Feedback Control of Pulse-Density-Modulated Digital Displacement Transmission Using a Continuous Approximation

Abstract

Feedback control of digital displacement machines is complicated due to the nonsmooth digital behavior. Full-stroke operated digital displacement machines are characterized by delivering a discrete volumetric output based on the ratio of activated cylinder chambers. The binary input decision (active or inactive) is made discretely with an update rate proportional to the speed of the machine. For a digital fluid power transmission with two digital displacement machines with varying and different speeds and which dynamics greatly influence each other through the pressurized fluid line, the control task is further complicated. To overcome this problem, this article presents a continuous approximation of a pulse-density-modulated digital displacement machine, which allows for dynamic analysis and control design.

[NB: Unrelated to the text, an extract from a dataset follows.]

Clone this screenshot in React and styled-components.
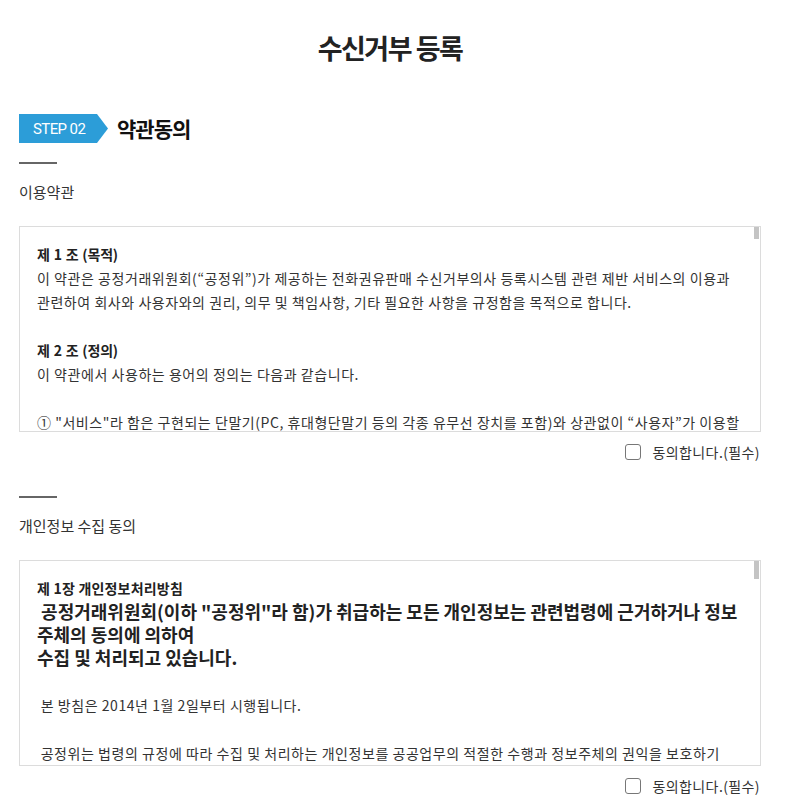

This article shows that linear feedback control theory is adequate to show stability if the number of cylinders, displacement throughput, and rotational speed of the machine are sufficiently high. Additionally, the excitation frequencies must be sufficiently low to not excite the discrete behavior. An optimal state feedback controller is synthesized and tested in a nonlinear simulation model, which represents the physical digital hydraulic transmission. Simulation results shows great tracking performance similar to a transmission with ideal fluid power machines, but with noticeable fluctuations due to the digital machine characteristics.